Shares of DSW Inc. (NYSE: DSW) surged higher by 20
percent early Tuesday morning after impressing investors with a beat in its second
quarter earnings report. DSW reported that it earned 38 cents per share in the quarter on revenue of $680 million while
analysts were expecting the company to earn 29 cents per share on revenue of $66.1 million.
Despite top- and bottom-line beats, some analysts aren't sufficiently convinced DSW's stock deserves a Buy rating.

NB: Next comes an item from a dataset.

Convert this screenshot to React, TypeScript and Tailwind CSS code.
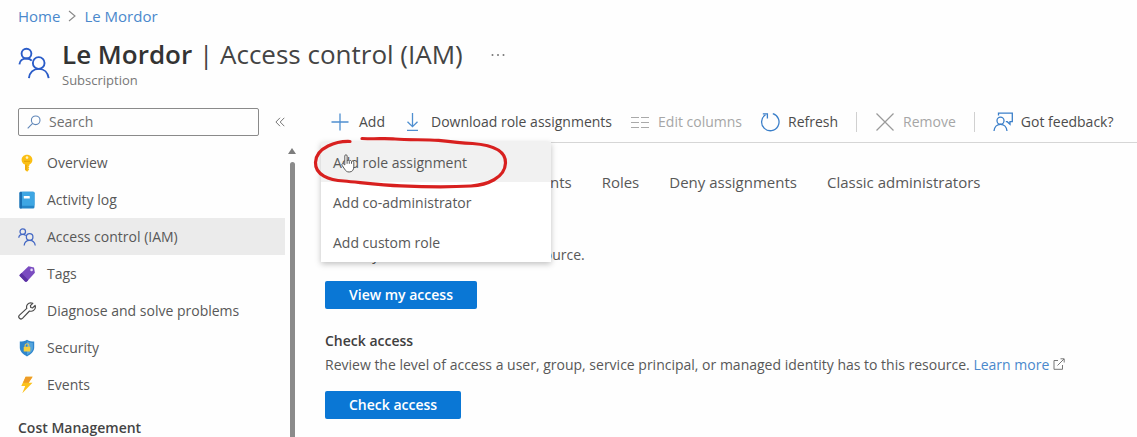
import type { ReactNode } from "react";

function PeopleIcon({ className, strokeWidth = 2 }: { className: string; strokeWidth?: number }) {
  return (
    <svg viewBox="0 0 34 34" className={className} fill="none" stroke="currentColor" strokeWidth={strokeWidth} aria-hidden="true">
      <circle cx="9" cy="7" r="5.2" />
      <path d="M1.500 18.500C1.800 14.500 5 12.200 9 12.200c2.200 0 4.200.7 5.600 2.200" />
      <circle cx="22" cy="17" r="6.2" />
      <path d="M11.600 33c.6-5.800 4.700-9.800 10.400-9.800S31.800 27.200 32.600 33" />
    </svg>
  );
}

function KeyIcon() {
  return (
    <svg viewBox="0 0 18 18" className="size-[18px]" aria-hidden="true">
      <path d="M9 .8c3.100 0 5.400 2.200 5.400 5.100 0 2.200-1.200 3.800-3 4.600v1l-1 1 1 1-1 1.100.8 1-2 2.200L7 15.900V10.500C5 9.800 3.600 8.100 3.600 5.900 3.600 3 5.900.8 9 .8Z" fill="#fbbf14" />
      <path d="M7.400 10.800h1.100v5.600l-1.100-.9Z" fill="#e49a0c" />
      <circle cx="9" cy="3.600" r="1.300" fill="#fff3c2" />
      <path d="M6 7.300h6" stroke="#e5a000" strokeWidth="1" />
    </svg>
  );
}

function LogIcon() {
  return (
    <svg viewBox="0 0 18 18" className="size-[18px]" aria-hidden="true">
      <rect x="1.500" y=".8" width="15" height="16.600" rx="1.500" fill="#2585c7" />
      <rect x="3.600" y=".8" width="12.900" height="14" rx="1" fill="#3ea6e3" />
      <rect x="1.500" y=".8" width="2.500" height="16.600" rx="1" fill="#1a6fb2" />
      <rect x="5.800" y="5" width="6" height="2.600" rx=".4" fill="#fff" />
    </svg>
  );
}

function TagIcon() {
  return (
    <svg viewBox="0 0 18 18" className="size-[18px]" aria-hidden="true">
      <path d="M10.500 1.300 16 2.400l.9 5.400-8 8.600c-.6.6-1.300.6-1.900 0L2 11.300c-.6-.6-.6-1.300 0-1.900Z" fill="#7a4cc0" />
      <path d="M2 9.400c-.6.6-.6 1.300 0 1.900l5 5.100c.6.6 1.300.6 1.900 0l1.400-1.500L3.500 8Z" fill="#5b32a3" />
      <circle cx="13.600" cy="4.900" r="1.300" fill="#e7dcf8" />
    </svg>
  );
}

function WrenchIcon() {
  return (
    <svg viewBox="0 0 18 18" className="size-[18px]" fill="none" stroke="#4b4b4b" strokeWidth="1.200" strokeLinejoin="round" aria-hidden="true">
      <path d="M14.800 1.300 12.400 3.700l.4 1.800 1.800.4 2.500-2.400c.6 2-.1 4.100-1.700 5.100-1.200.8-2.600.8-3.900.4l-6.800 7.200c-.9.9-2.300.9-3.200.1-.9-.9-.9-2.300 0-3.200l7.300-6.700c-.5-1.400-.2-2.900.7-4C10.800.9 12.900.5 14.800 1.300Z" />
    </svg>
  );
}

function ShieldIcon() {
  return (
    <svg viewBox="0 0 18 18" className="size-[18px]" aria-hidden="true">
      <path d="M9 .8c2.400 1.500 4.600 1.700 7.200 1.800v6c0 4-3.400 6.900-7.200 8.900-3.800-2-7.200-4.900-7.200-8.900v-6C4.400 2.500 6.600 2.300 9 .8Z" fill="#2f86cc" />
      <path d="M9 2.300c2 1.100 3.800 1.400 5.900 1.600v4.800c0 3.200-2.700 5.500-5.900 7.200Z" fill="#55a5dd" />
      <path d="M7.100 8V6.700a1.900 1.900 0 0 1 3.800 0V8" stroke="#e3c65b" strokeWidth="1.100" fill="none" />
      <rect x="5.700" y="7.800" width="6.600" height="4.800" rx=".6" fill="#f6cf3f" />
    </svg>
  );
}

function BoltIcon() {
  return (
    <svg viewBox="0 0 18 18" className="size-[18px]" aria-hidden="true">
      <path d="M7.600.8h7L10.600 6.700h3.900L4.300 17.300l2.900-7.200H3.300Z" fill="#fcc21c" />
      <path d="M7.600.8h7L10.600 6.700H5.100Z" fill="#ee9b28" />
    </svg>
  );
}

function SearchIcon() {
  return (
    <svg viewBox="0 0 14 14" className="size-[14px]" fill="none" stroke="#5f86b8" strokeWidth="1.100" aria-hidden="true">
      <circle cx="8.700" cy="5.300" r="4.300" />
      <path d="M5.600 8.400.7 13.300" />
    </svg>
  );
}

function PlusIcon() {
  return (
    <svg viewBox="0 0 20 20" className="size-5" stroke="#4f8fd0" strokeWidth="1.300" aria-hidden="true">
      <path d="M9 1.500v17M.5 10h17" />
    </svg>
  );
}

function DownloadIcon() {
  return (
    <svg viewBox="0 0 20 20" className="size-5" fill="none" stroke="#4f8fd0" strokeWidth="1.300" aria-hidden="true">
      <path d="M9.500 1v13.500M4.500 9.700l5 5 5-5M4 18.300h11" />
    </svg>
  );
}

function ColumnsIcon() {
  return (
    <svg viewBox="0 0 20 14" className="h-[14px] w-5" stroke="#a9a9a9" strokeWidth="1.100" aria-hidden="true">
      <path d="M1 2.500h8M11 2.500h8M1 7.500h8M11 7.500h8M1 12.500h8M11 12.500h8" />
    </svg>
  );
}

function RefreshIcon() {
  return (
    <svg viewBox="0 0 20 20" className="size-5" fill="none" stroke="#3b7fc9" strokeWidth="1.300" aria-hidden="true">
      <path d="M12.800 1.700A8.700 8.700 0 1 1 5.500 2.800" />
      <path d="M2.800 1.800h4.600v4.600" />
    </svg>
  );
}

function RemoveIcon() {
  return (
    <svg viewBox="0 0 20 20" className="size-5" stroke="#9a9a9a" strokeWidth="1.200" aria-hidden="true">
      <path d="m1.500 1.500 17 17M18.500 1.500l-17 17" />
    </svg>
  );
}

function FeedbackIcon() {
  return (
    <svg viewBox="0 0 20 20" className="size-5" fill="none" stroke="#3b7fc9" strokeWidth="1.300" aria-hidden="true">
      <circle cx="7.500" cy="8.700" r="3.500" />
      <path d="M1 19c.3-3.900 2.900-6.700 6.500-6.700s6.200 2.800 6.500 6.700" />
      <path d="M5.500 3.500V1.200h13.800v8.500h-2.300v2.600l-2.800-2.600h-1.400" />
    </svg>
  );
}

function ExternalIcon() {
  return (
    <svg viewBox="0 0 12 12" className="mb-1 inline-block size-3" fill="none" stroke="#777" strokeWidth="1" aria-hidden="true">
      <path d="M5 2.500H1v8.800h8.500V7M4.500 7.500l6.500-6.500M7.500.8h3.700v3.700" />
    </svg>
  );
}

function HandCursor() {
  return (
    <svg viewBox="0 0 14 19" className="pointer-events-none absolute left-5 top-3 h-[19px] w-[14px]" fill="#fff" stroke="#5a5a5a" strokeWidth="1" strokeLinejoin="round" aria-hidden="true">
      <path d="M3.800 11V2c0-1.700 2.300-1.700 2.300 0v5c.2-1.200 2-1.100 2.200.1.400-1 2-.8 2.200.4.500-.8 2.300-.5 2.300 1v4.300c0 3-1.500 5.200-4.600 5.200-2.300 0-3.400-1-4.600-2.900L1 11.200c-.6-1.200.7-2.100 1.600-1.300Z" />
      <path d="M6.100 7v2.800M8.300 7.200v2.600M10.500 7.800v2" />
    </svg>
  );
}

function Highlight() {
  return (
    <svg viewBox="0 0 200 56" className="pointer-events-none absolute -left-2 -top-1.5 h-14 w-[200px]" fill="none" stroke="#d8201f" strokeWidth="3.200" strokeLinecap="round" aria-hidden="true">
      <path d="M37 5.500C24 5 3 11 2.500 26.500 2 39 16 44 31 45c17 1.500 37 4.500 57 4.800 25 1.200 53 1.200 70 .2 16-1 34-8 34.500-23 .5-13-14-18-33-19.500-13-.8-22-1.800-34-3.200C110 3.500 95 4 82 3c-9-.8-20 .2-33-.5" />
    </svg>
  );
}

const sideItems: { label: string; icon: ReactNode; active?: boolean }[] = [
  { label: "Overview", icon: <KeyIcon /> },
  { label: "Activity log", icon: <LogIcon /> },
  { label: "Access control (IAM)", icon: <PeopleIcon className="size-[18px] text-[#4468c4]" strokeWidth={2.400} />, active: true },
  { label: "Tags", icon: <TagIcon /> },
  { label: "Diagnose and solve problems", icon: <WrenchIcon /> },
  { label: "Security", icon: <ShieldIcon /> },
  { label: "Events", icon: <BoltIcon /> },
];

const tabs = ["Check access", "Role assignments", "Roles", "Deny assignments", "Classic administrators"];
const menuItems = ["Add role assignment", "Add co-administrator", "Add custom role"];

function ToolButton({ icon, label, disabled }: { icon: ReactNode; label: string; disabled?: boolean }) {
  return (
    <button type="button" disabled={disabled} className="flex items-center gap-2 whitespace-nowrap text-[#4c4c4c] disabled:text-[#a6a6a6]">
      {icon}
      {label}
    </button>
  );
}

function Sidebar() {
  return (
    <aside className="flex w-[295px] shrink-0 flex-col">
      <div className="flex items-center gap-4 pl-[18px]">
        <label className="flex h-7 w-[241px] items-center gap-2 rounded-xs border border-[#8a8a8a] pl-2 pr-2">
          <SearchIcon />
          <input type="text" placeholder="Search" aria-label="Search" className="min-w-0 flex-1 bg-transparent outline-none placeholder:text-[#707070]" />
        </label>
        <button type="button" aria-label="Collapse menu" className="text-[#777]">
          <svg viewBox="0 0 10 10" className="size-[10px]" fill="none" stroke="currentColor" strokeWidth="1" aria-hidden="true">
            <path d="M5 .8.900 5 5 9.200M9.300.8 5.200 5l4.100 4.200" />
          </svg>
        </button>
      </div>
      <div className="mt-2 flex justify-between">
        <nav className="w-[285px]">
          <ul>
            {sideItems.map((item) => (
              <li key={item.label}>
                <a href="#" aria-current={item.active ? "page" : undefined} className={`flex h-[37px] items-center gap-[11px] pl-[18px] ${item.active ? "bg-[#ebebeb]" : ""}`}>
                  {item.icon}
                  {item.label}
                </a>
              </li>
            ))}
          </ul>
          <h2 className="mt-[15px] pl-[18px] font-semibold text-[#444]">Cost Management</h2>
        </nav>
        <div className="flex w-[6px] flex-col items-center gap-2 pt-1" aria-hidden="true">
          <svg viewBox="0 0 8 6" className="h-[6px] w-2 shrink-0 fill-[#7d7d7d]">
            <path d="M4 0 8 6H0Z" />
          </svg>
          <div className="w-[5px] flex-1 rounded-t-full bg-[#8b8b8b]" />
        </div>
      </div>
    </aside>
  );
}

export default function App() {
  return (
    <div className="flex h-screen flex-col overflow-hidden bg-[#fefefe] font-['Open_Sans','Noto_Sans',sans-serif] text-[14px] leading-5 text-[#585858]">
      <nav aria-label="Breadcrumb" className="flex items-center gap-2 pl-[18px] pt-1.5 text-[15px] text-[#4a88cc]">
        <a href="#">Home</a>
        <svg viewBox="0 0 8 12" className="h-3 w-2" fill="none" stroke="#888" strokeWidth="1.100" aria-hidden="true">
          <path d="m1 1 6 5-6 5" />
        </svg>
        <a href="#">Le Mordor</a>
      </nav>
      <header className="flex items-start gap-3 pl-[18px] pt-3">
        <PeopleIcon className="mt-2 h-[34px] w-8 shrink-0 text-[#2a5cc8]" />
        <div>
          <h1 className="text-[26px] leading-8 text-[#444]">
            <span className="font-semibold text-[#333]">Le Mordor</span> | Access control (IAM)
          </h1>
          <p className="text-[13px] text-[#777]">Subscription</p>
        </div>
        <button type="button" aria-label="More actions" className="ml-4 mt-4 text-[#777]">
          <svg viewBox="0 0 14 2" className="h-0.5 w-[14px] fill-current" aria-hidden="true">
            <circle cx="1.500" cy="1" r="1" />
            <circle cx="7" cy="1" r="1" />
            <circle cx="12.500" cy="1" r="1" />
          </svg>
        </button>
      </header>
      <div className="mt-[18px] flex flex-1 items-stretch">
        <Sidebar />
        <main className="ml-[30px] min-w-0 flex-1">
          <div className="relative flex h-[35px] items-center gap-[18px] border-b border-[#d6d6d6] pb-1.5 pl-1.5">
            <ToolButton icon={<PlusIcon />} label="Add" />
            <ToolButton icon={<DownloadIcon />} label="Download role assignments" />
            <ToolButton icon={<ColumnsIcon />} label="Edit columns" disabled />
            <ToolButton icon={<RefreshIcon />} label="Refresh" />
            <span className="h-5 w-px bg-[#d0d0d0]" />
            <ToolButton icon={<RemoveIcon />} label="Remove" disabled />
            <span className="h-5 w-px bg-[#d0d0d0]" />
            <ToolButton icon={<FeedbackIcon />} label="Got feedback?" />
            <div className="absolute -left-1 top-full z-10 w-[230px] bg-white shadow-[0_2px_6px_rgba(0,0,0,0.25)]">
              <ul role="menu">
                {menuItems.map((label, index) => (
                  <li key={label} role="none">
                    <button type="button" role="menuitem" className={`flex h-10 w-full items-center px-3 pt-px ${index === 0 ? "bg-[#f1f1f1]" : ""}`}>
                      {label}
                    </button>
                  </li>
                ))}
              </ul>
              <HandCursor />
              <Highlight />
            </div>
          </div>
          <div role="tablist" className="-ml-3 flex h-[78px] items-center text-[15px]">
            {tabs.map((label, index) => (
              <button key={label} type="button" role="tab" aria-selected={index === 0} className="whitespace-nowrap px-[15px]">
                {label}
              </button>
            ))}
          </div>
          <section className="pt-6">
            <p>View my level of access to this resource.</p>
            <button type="button" className="mt-4 h-7 rounded-xs bg-[#0a77d5] px-6 font-semibold text-white">View my access</button>
          </section>
          <section className="mt-[22px]">
            <h2 className="font-semibold text-[#3f3f3f]">Check access</h2>
            <p className="mt-1 whitespace-nowrap">
              Review the level of access a user, group, service principal, or managed identity has to this resource.{" "}
              <a href="#" className="text-[#4a88cc]">
                Learn more <ExternalIcon />
              </a>
            </p>
            <button type="button" className="mt-4 h-7 rounded-xs bg-[#0a77d5] px-6 font-semibold text-white">Check access</button>
          </section>
        </main>
      </div>
    </div>
  );
}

The Buckingham Research Group's Scott Krasik maintains a Neutral rating DSW's stock with an unchanged $18
price target as there are better options available for investors in the shoe and footwear space.
Krasik's neutral stance stems from ongoing concerns, including:
- A "muting" of DSW's value proposition due to internet pricing.
-
off-price retailers continue to offer a "more compelling"
shopping experience.
- DSW's management has a reputation of poor capital allocation decisions that complicates DSW's operating margin
potentials.
Instead of DSW, the analyst prefers Caleres Inc (NYSE: CAL)'s stock, which stands out as a more differentiated retailer with a strong branded
business that accounts for 42 percent of total sales and 65 percent of its EBIT (se Krasik's track record here).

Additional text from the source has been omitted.